- Developer: Flat Black Films
- Type: Motion graphics / Visual effects / Animation
- Website: flatblackfilms.com

= Rotoshop =

Graphics editing program

Rotoshop is a proprietary graphics editing program created by Bob Sabiston.

Rotoshop uses an animation technique called interpolated rotoscoping, which was used in Richard Linklater's films Waking Life and A Scanner Darkly, as well as the Talk to Chuck advertising campaign for Charles Schwab. The software is not currently available for use outside Flat Black Films, the developer of Rotoshop.

==Aims==
The software was developed to allow the user to create animation using techniques reminiscent of hand-drawn animation, yet preserving nuanced expressions and gestures that would not generally appear using traditional animation methods.

==Use==

===Interpolation===
Like Fantavision and Adobe Flash, Rotoshop allows for interpolation between keyframes.
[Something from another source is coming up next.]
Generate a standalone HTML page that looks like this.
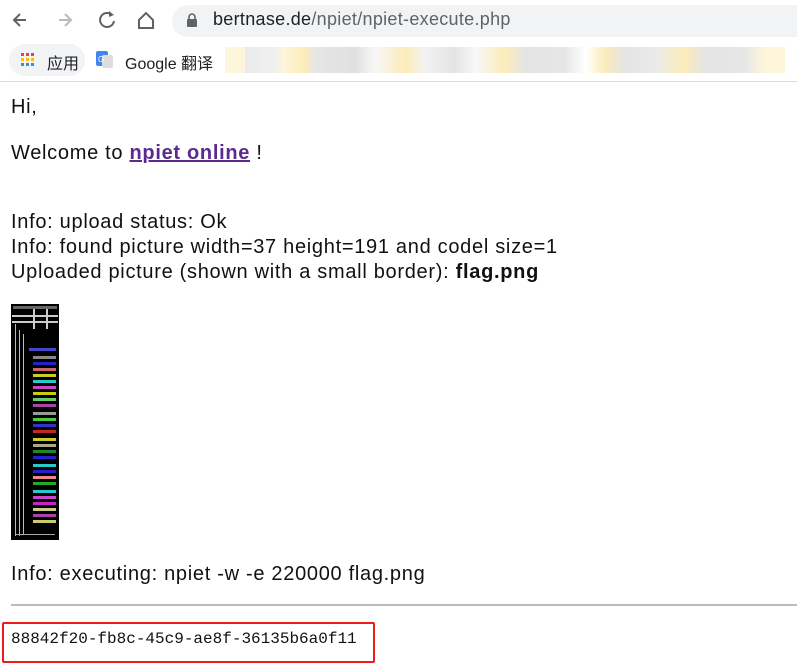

Once the artist has drawn key frames at the start and end of a time period, the program automatically generates intermediate frames. It is a simple form of "automatic tweening". Interpolated lines and shapes have a very smooth, fluid motion that is extremely difficult to achieve by hand-drawing each line.

===Freezing===
In order to manage different objects in the scene, the user can break the drawing into layers. A layer can be "frozen" so that a single drawing remains visible throughout the entire scene. This feature is useful for backgrounds and other elements that do not change over time. This frees the user from having to repeatedly draw these elements for every frame in the sequence.